Corbyn to Talk Brexit With EU's Barnier, Sensing May Won't LastBy and
Labour leader to have ‘extended meeting’ with Barnier Thursday
He is “very ready’ for another vote, anticipating May to fall
U.K. Labour Party leader Jeremy Corbyn will meet with the European Union’s chief Brexit negotiator Michel Barnier next week as he stands ready for a snap election that could make him prime minister.
The “extended meeting” with Barnier on July 13 will give Corbyn the chance to “outline what our issues are,” he said in an interview with Bloomberg Television in London on Thursday. An EU official confirmed the meeting and said it was Corbyn who requested it.
The announcement points to the confidence that Corbyn, an old-school Socialist once considered the underdog, has that he can exploit the weakness of his Conservative rivals and come to power on a call to end austerity.
“He is trying to create the impression of a prime minister in waiting,” Mujtaba Rahman, Eurasia Group’s managing director for Europe, said in an email. “It sends a terrible signal to the EU about the U.K.’s overall stability and the government’s mandate and survivability. It suggests Corbyn is going to play dirty and use his presence in parliament to disrupt the Article 50 negotiations.”
Labour erased Prime Minister Theresa May’s parliamentary majority last month and she has what Corbyn called a “very strange” arrangement with Northern Ireland’s Democratic Unionists that he expects will unravel and trigger another election.
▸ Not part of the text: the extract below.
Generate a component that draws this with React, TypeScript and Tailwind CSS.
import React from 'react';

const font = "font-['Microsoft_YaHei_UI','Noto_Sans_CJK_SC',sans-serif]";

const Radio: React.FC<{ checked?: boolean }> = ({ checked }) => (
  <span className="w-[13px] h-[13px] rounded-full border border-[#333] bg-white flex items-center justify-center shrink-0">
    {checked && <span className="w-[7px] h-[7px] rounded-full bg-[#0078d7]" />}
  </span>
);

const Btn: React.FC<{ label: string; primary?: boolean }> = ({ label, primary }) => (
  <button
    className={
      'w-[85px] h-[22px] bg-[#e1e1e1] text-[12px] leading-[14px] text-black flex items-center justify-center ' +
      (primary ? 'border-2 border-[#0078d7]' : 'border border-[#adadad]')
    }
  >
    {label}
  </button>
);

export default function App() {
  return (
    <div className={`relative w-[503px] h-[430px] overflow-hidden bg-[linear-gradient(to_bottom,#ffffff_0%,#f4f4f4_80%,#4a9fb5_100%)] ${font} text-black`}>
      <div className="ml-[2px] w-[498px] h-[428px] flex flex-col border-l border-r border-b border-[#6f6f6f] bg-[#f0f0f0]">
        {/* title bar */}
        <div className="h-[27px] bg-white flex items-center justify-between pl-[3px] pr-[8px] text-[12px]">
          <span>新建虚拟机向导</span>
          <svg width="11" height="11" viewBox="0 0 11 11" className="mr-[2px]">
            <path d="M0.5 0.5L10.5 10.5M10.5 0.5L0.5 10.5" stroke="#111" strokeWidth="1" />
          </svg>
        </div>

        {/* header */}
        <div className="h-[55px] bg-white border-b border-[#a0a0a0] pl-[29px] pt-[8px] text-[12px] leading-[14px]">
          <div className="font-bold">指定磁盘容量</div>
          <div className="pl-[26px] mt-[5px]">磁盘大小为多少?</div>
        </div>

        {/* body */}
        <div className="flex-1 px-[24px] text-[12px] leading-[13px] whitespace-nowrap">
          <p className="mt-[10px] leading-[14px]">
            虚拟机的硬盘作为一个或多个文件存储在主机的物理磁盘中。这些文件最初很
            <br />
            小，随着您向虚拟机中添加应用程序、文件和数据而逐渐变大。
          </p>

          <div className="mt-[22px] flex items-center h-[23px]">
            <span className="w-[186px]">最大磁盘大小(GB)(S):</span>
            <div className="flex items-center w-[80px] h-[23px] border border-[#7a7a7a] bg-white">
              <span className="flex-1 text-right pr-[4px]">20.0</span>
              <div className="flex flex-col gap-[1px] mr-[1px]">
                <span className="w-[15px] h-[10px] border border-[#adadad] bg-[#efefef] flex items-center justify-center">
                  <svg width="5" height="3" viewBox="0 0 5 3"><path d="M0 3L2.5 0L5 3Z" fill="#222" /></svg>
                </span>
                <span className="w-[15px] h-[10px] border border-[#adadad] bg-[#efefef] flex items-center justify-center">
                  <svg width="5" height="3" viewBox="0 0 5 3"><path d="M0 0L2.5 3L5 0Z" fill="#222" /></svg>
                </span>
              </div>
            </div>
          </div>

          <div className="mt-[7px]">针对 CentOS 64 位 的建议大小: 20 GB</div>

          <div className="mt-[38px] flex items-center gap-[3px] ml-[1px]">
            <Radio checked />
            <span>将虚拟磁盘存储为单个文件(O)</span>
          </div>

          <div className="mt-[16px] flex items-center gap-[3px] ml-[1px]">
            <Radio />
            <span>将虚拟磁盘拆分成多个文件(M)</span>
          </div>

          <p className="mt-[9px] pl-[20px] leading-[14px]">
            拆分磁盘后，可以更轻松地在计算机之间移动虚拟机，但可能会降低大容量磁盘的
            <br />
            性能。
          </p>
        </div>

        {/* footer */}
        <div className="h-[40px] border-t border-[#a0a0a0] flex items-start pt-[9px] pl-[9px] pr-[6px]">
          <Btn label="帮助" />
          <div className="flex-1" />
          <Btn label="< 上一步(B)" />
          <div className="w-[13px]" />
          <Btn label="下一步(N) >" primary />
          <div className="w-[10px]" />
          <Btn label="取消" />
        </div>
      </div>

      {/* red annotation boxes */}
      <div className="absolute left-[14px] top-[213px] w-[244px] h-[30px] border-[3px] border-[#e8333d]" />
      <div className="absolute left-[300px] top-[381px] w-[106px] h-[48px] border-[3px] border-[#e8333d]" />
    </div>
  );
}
The U.K. has had three major votes -- including the EU referendum -- in as many years.
“Things could change quite quickly, we could at some point have another election, I don’t know when, but we are ready for it, I am very ready for it,” he told Bloomberg TV. Under his leadership during the campaign and after, Labour has edged ahead of May’s Conservatives in opinion polls after a series of missteps and policy reversals by the premier.
Meanwhile, in Brussels, Barnier signaled that the bloc’s stance on Britain’s withdrawal hasn’t softened. “A trading relationship with a country that does not belong to the European Union obviously involves friction,” he told the European Economic and Social Committee in a dig at May’s refrain that the U.K. wants the “most frictionless trade possible.”
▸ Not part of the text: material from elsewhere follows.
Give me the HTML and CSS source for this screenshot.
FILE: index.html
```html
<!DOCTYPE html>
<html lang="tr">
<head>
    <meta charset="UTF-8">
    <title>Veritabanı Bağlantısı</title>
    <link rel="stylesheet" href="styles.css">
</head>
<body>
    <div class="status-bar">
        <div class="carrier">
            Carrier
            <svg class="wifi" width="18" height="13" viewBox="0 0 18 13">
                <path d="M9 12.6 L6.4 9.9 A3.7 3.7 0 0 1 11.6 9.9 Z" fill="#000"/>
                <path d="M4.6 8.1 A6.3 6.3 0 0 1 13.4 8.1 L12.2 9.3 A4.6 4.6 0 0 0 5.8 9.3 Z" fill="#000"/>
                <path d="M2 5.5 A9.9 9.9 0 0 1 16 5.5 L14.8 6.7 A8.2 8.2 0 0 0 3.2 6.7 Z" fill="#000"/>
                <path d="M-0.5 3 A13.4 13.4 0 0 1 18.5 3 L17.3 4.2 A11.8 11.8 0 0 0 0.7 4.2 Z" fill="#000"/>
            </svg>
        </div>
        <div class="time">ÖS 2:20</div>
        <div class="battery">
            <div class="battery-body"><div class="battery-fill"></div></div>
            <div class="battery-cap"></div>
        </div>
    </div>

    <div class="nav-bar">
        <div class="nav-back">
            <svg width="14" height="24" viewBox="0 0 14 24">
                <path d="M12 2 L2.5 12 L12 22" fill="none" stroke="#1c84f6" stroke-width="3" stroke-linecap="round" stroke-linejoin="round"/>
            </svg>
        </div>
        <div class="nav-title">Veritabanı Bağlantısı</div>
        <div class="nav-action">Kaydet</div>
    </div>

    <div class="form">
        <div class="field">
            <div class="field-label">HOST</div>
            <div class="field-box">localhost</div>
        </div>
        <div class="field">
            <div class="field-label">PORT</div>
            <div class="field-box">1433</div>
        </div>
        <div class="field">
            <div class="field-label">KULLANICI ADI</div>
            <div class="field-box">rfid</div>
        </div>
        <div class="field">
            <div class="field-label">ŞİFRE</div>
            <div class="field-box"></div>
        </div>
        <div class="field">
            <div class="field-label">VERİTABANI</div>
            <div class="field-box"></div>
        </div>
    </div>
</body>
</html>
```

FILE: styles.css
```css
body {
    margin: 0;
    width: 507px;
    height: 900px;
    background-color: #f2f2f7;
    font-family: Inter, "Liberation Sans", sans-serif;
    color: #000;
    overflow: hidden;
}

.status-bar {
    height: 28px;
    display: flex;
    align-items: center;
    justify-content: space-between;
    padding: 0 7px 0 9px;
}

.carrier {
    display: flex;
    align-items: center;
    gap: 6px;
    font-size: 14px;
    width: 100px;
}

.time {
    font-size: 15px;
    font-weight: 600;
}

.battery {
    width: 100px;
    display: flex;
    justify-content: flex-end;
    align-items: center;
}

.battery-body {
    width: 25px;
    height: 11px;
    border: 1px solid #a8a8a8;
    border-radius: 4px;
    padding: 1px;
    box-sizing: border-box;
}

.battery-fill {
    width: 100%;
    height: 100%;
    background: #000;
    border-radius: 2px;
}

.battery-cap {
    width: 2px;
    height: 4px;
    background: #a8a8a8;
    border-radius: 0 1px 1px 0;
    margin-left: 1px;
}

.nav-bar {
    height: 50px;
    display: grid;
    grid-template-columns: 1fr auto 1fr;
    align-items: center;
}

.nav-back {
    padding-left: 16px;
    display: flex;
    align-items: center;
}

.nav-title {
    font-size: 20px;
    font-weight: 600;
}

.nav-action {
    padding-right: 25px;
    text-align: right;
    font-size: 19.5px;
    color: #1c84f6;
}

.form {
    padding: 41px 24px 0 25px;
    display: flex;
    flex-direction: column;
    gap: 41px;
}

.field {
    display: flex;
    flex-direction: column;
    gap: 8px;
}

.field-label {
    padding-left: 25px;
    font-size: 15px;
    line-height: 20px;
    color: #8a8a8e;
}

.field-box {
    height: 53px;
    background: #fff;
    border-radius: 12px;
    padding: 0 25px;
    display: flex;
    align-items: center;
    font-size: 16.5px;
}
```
With Corbyn’s emergence as a key player, “it has now become much more important for the EU27 to understand the priorities of a would-be Corbyn administration, as that could well be the reality in the not too distant future,” said Rahman.
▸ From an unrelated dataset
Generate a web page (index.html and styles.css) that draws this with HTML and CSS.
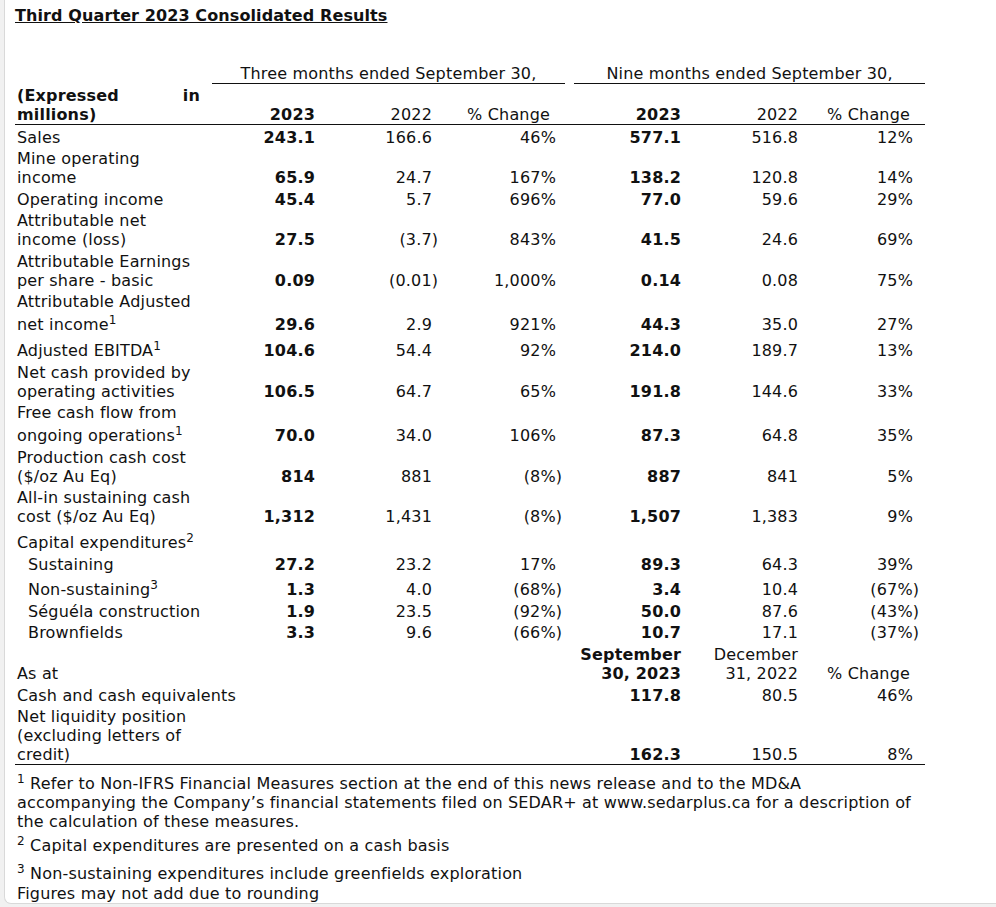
FILE: index.html
```html
<!DOCTYPE html>
<html lang="en">
<head>
<meta charset="utf-8">
<title>Third Quarter 2023 Consolidated Results</title>
<link rel="stylesheet" href="styles.css">
</head>
<body>
<div class="card">
  <p class="title">Third Quarter 2023 Consolidated Results</p>
  <table class="fin">
    <colgroup>
      <col class="c-label"><col class="c-a"><col class="c-b"><col class="c-c"><col class="c-sp"><col class="c-d"><col class="c-e"><col class="c-f">
    </colgroup>
    <tr class="periods">
      <td></td>
      <td colspan="3" class="period">Three months ended September 30,</td>
      <td></td>
      <td colspan="3" class="period">Nine months ended September 30,</td>
    </tr>
    <tr class="hdr">
      <td class="lbl exp">(Expressed in millions)</td>
      <td class="num b">2023</td>
      <td class="num">2022</td>
      <td class="pct chg">% Change</td>
      <td></td>
      <td class="num b">2023</td>
      <td class="num">2022</td>
      <td class="pct2 chg">% Change</td>
    </tr>
    <tr class="first">
      <td class="lbl">Sales</td>
      <td class="num b">243.1</td><td class="num">166.6</td><td class="pct">46%</td><td></td>
      <td class="num b">577.1</td><td class="num">516.8</td><td class="pct2">12%</td>
    </tr>
    <tr>
      <td class="lbl">Mine operating income</td>
      <td class="num b">65.9</td><td class="num">24.7</td><td class="pct">167%</td><td></td>
      <td class="num b">138.2</td><td class="num">120.8</td><td class="pct2">14%</td>
    </tr>
    <tr>
      <td class="lbl">Operating income</td>
      <td class="num b">45.4</td><td class="num">5.7</td><td class="pct">696%</td><td></td>
      <td class="num b">77.0</td><td class="num">59.6</td><td class="pct2">29%</td>
    </tr>
    <tr>
      <td class="lbl">Attributable net income (loss)</td>
      <td class="num b">27.5</td><td class="num">(3.7<span class="rp">)</span></td><td class="pct">843%</td><td></td>
      <td class="num b">41.5</td><td class="num">24.6</td><td class="pct2">69%</td>
    </tr>
    <tr>
      <td class="lbl">Attributable Earnings per share - basic</td>
      <td class="num b">0.09</td><td class="num">(0.01<span class="rp">)</span></td><td class="pct">1,000%</td><td></td>
      <td class="num b">0.14</td><td class="num">0.08</td><td class="pct2">75%</td>
    </tr>
    <tr>
      <td class="lbl">Attributable Adjusted net income<sup>1</sup></td>
      <td class="num b">29.6</td><td class="num">2.9</td><td class="pct">921%</td><td></td>
      <td class="num b">44.3</td><td class="num">35.0</td><td class="pct2">27%</td>
    </tr>
    <tr>
      <td class="lbl">Adjusted EBITDA<sup>1</sup></td>
      <td class="num b">104.6</td><td class="num">54.4</td><td class="pct">92%</td><td></td>
      <td class="num b">214.0</td><td class="num">189.7</td><td class="pct2">13%</td>
    </tr>
    <tr>
      <td class="lbl">Net cash provided by operating activities</td>
      <td class="num b">106.5</td><td class="num">64.7</td><td class="pct">65%</td><td></td>
      <td class="num b">191.8</td><td class="num">144.6</td><td class="pct2">33%</td>
    </tr>
    <tr>
      <td class="lbl">Free cash flow from ongoing operations<sup>1</sup></td>
      <td class="num b">70.0</td><td class="num">34.0</td><td class="pct">106%</td><td></td>
      <td class="num b">87.3</td><td class="num">64.8</td><td class="pct2">35%</td>
    </tr>
    <tr>
      <td class="lbl">Production cash cost ($/oz Au Eq)</td>
      <td class="num b">814</td><td class="num">881</td><td class="pct">(8%<span class="rp">)</span></td><td></td>
      <td class="num b">887</td><td class="num">841</td><td class="pct2">5%</td>
    </tr>
    <tr>
      <td class="lbl">All-in sustaining cash cost ($/oz Au Eq)</td>
      <td class="num b">1,312</td><td class="num">1,431</td><td class="pct">(8%<span class="rp">)</span></td><td></td>
      <td class="num b">1,507</td><td class="num">1,383</td><td class="pct2">9%</td>
    </tr>
    <tr>
      <td class="lbl">Capital expenditures<sup>2</sup></td>
      <td></td><td></td><td></td><td></td><td></td><td></td><td></td>
    </tr>
    <tr>
      <td class="lbl sub">Sustaining</td>
      <td class="num b">27.2</td><td class="num">23.2</td><td class="pct">17%</td><td></td>
      <td class="num b">89.3</td><td class="num">64.3</td><td class="pct2">39%</td>
    </tr>
    <tr>
      <td class="lbl sub">Non-sustaining<sup>3</sup></td>
      <td class="num b">1.3</td><td class="num">4.0</td><td class="pct">(68%<span class="rp">)</span></td><td></td>
      <td class="num b">3.4</td><td class="num">10.4</td><td class="pct2">(67%<span class="rp">)</span></td>
    </tr>
    <tr>
      <td class="lbl sub">Séguéla construction</td>
      <td class="num b">1.9</td><td class="num">23.5</td><td class="pct">(92%<span class="rp">)</span></td><td></td>
      <td class="num b">50.0</td><td class="num">87.6</td><td class="pct2">(43%<span class="rp">)</span></td>
    </tr>
    <tr>
      <td class="lbl sub">Brownfields</td>
      <td class="num b">3.3</td><td class="num">9.6</td><td class="pct">(66%<span class="rp">)</span></td><td></td>
      <td class="num b">10.7</td><td class="num">17.1</td><td class="pct2">(37%<span class="rp">)</span></td>
    </tr>
    <tr>
      <td class="lbl">As at</td>
      <td></td><td></td><td></td><td></td>
      <td class="num b">September 30, 2023</td><td class="num">December 31, 2022</td><td class="pct2 chg">% Change</td>
    </tr>
    <tr>
      <td class="lbl nowrap">Cash and cash equivalents</td>
      <td></td><td></td><td></td><td></td>
      <td class="num b">117.8</td><td class="num">80.5</td><td class="pct2">46%</td>
    </tr>
    <tr class="last">
      <td class="lbl">Net liquidity position (excluding letters of credit)</td>
      <td></td><td></td><td></td><td></td>
      <td class="num b">162.3</td><td class="num">150.5</td><td class="pct2">8%</td>
    </tr>
  </table>
  <div class="notes">
    <p class="note"><sup>1</sup> Refer to Non-IFRS Financial Measures section at the end of this news release and to the MD&amp;A<br>accompanying the Company’s financial statements filed on SEDAR+ at www.sedarplus.ca for a description of<br>the calculation of these measures.</p>
    <p class="note note-gap"><sup>2</sup> Capital expenditures are presented on a cash basis</p>
    <p class="note"><sup>3</sup> Non-sustaining expenditures include greenfields exploration</p>
    <p class="note">Figures may not add due to rounding</p>
  </div>
</div>
</body>
</html>
```

FILE: styles.css
```css
html, body {
  margin: 0;
  padding: 0;
  overflow: hidden;
}
body {
  background: #f1f1f1;
  font-family: "DejaVu Sans", Verdana, sans-serif;
  font-size: 16px;
  line-height: 19px;
  letter-spacing: 0.17px;
  color: #111;
  height: 907px;
}
.card {
  box-sizing: border-box;
  margin-left: 4px;
  width: 1020px;
  height: 904px;
  background: #fff;
  border-left: 1px solid #d9d9d9;
  border-bottom: 1px solid #d9d9d9;
  border-bottom-left-radius: 7px;
  padding: 6px 0 0 10px;
}
.title {
  margin: 0;
  font-weight: bold;
  text-decoration: underline;
  letter-spacing: 0.1px;
}
.fin {
  margin-top: 39px;
  width: 910px;
  table-layout: fixed;
  border-collapse: collapse;
}
.c-label { width: 197px; }
.c-a { width: 108px; }
.c-b { width: 117px; }
.c-c { width: 128px; }
.c-sp { width: 9px; }
.c-d { width: 112px; }
.c-e { width: 117px; }
.c-f { width: 122px; }
.fin td {
  padding: 1px 0 1.6px;
  vertical-align: bottom;
}
.fin .periods td {
  padding: 0;
}
.fin .period {
  text-align: center;
  border-bottom: 1px solid #111;
}
.fin .hdr td {
  padding: 2px 0 0;
  border-bottom: 1px solid #111;
}
.fin .first td {
  padding-top: 3px;
}
.fin .last td {
  padding-bottom: 0;
  border-bottom: 1px solid #111;
}
.fin td.lbl {
  padding-left: 2px;
  padding-right: 12px;
}
.fin td.sub {
  padding-left: 13px;
  white-space: nowrap;
}
.fin td.exp {
  font-weight: bold;
  text-align: justify;
}
.fin td.nowrap {
  white-space: nowrap;
}
.fin td.num {
  text-align: right;
  padding-right: 5px;
}
.fin td.pct {
  text-align: right;
  padding-right: 9px;
}
.fin td.pct2 {
  text-align: right;
  padding-right: 12px;
}
.fin td.chg {
  padding-right: 15px;
}
.b {
  font-weight: bold;
}
.rp {
  margin-right: -0.39em;
}
sup {
  font-size: 12px;
  line-height: 19.7px;
  vertical-align: 6px;
}
.notes {
  width: 920px;
  padding-left: 2px;
  padding-top: 5px;
}
.note {
  margin: 0 0 1px;
}
.note-gap {
  margin-bottom: 5px;
}
```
During the interview, the 68-year-old longstanding euroskeptic sought to clarify his position on Brexit, an issue he’s devoted much less attention to than public spending. In one 25 minute speech on Saturday, he devoted just 38 seconds to the subject.
Corbyn reluctantly put his name to the Remain side in the referendum and fired some lawmakers who backed an amendment in Parliament calling on the government to keep open the option of staying in the bloc’s single market and customs union. He’s said he’s committed to pulling out of the single market, a goal shared with the Tories.
“Fundamentally we want to make sure there’s tariff-free trade access to the European market, that’s crucial,” he said. “We accept the result of the referendum,” he said. “The single market is a concept that requires membership of the European Union so what we’re looking for is tariff-free access.”
Corbyn said his party, which wants to protect the rights of EU citizens in Britain and maintain European-levels of consumer and environmental protections, is using its links with other socialist parties across Europe as it tries to build a constructive relationship for after Brexit.
“Our shadow team, led by Keir Starmer, has had many discussions with EU officials, members of the European Parliament and we have a good relationship with socialist parties all across Europe who want to work with us for the future,” Corbyn said. “We’re putting a huge amount of effort into building up respectful good contacts and relationships all across Europe.”
The Labour leader will be joined by members of Labour’s Brexit team, which includes Starmer, Foreign Affairs spokeswoman Emily Thornberry and Barry Gardiner, the party’s trade spokesman, according to an official familiar with the plans. The meeting was set up by mutual agreement, the official said.
Corbyn said he can’t give a commitment “at this stage” on whether Labour would be prepared to pay for access to the single market. He also cited Norway as an example of a country with “very good relations with the EU” which has struck agreements with the bloc.
“We want to make sure the priority is to get access to that market,” he said. “We will press for that and that is our objective. It’s a jobs-first Brexit that we’re concerned about.”
May’s spokeswoman, Alison Donnelly, declined to comment on the meeting. “Jeremy Corbyn’s plans are a matter for Jeremy Corbyn,” she told reporters in London.
Asked what his message would be to the Group of 20 meeting in Hamburg -- if he was attending instead of May -- Corbyn said leaders should listen to the disatisfaction of their populations and increase investment in young people.
“There’s a growing feeling of anger amongst young people in all industrial countries that somehow or other they’re being left behind,” Corbyn said. “They’re going to be poorer than their parents’ generation and their children will be poorer than they are. Inter-generational poverty is not a very enticing prospect for young people.”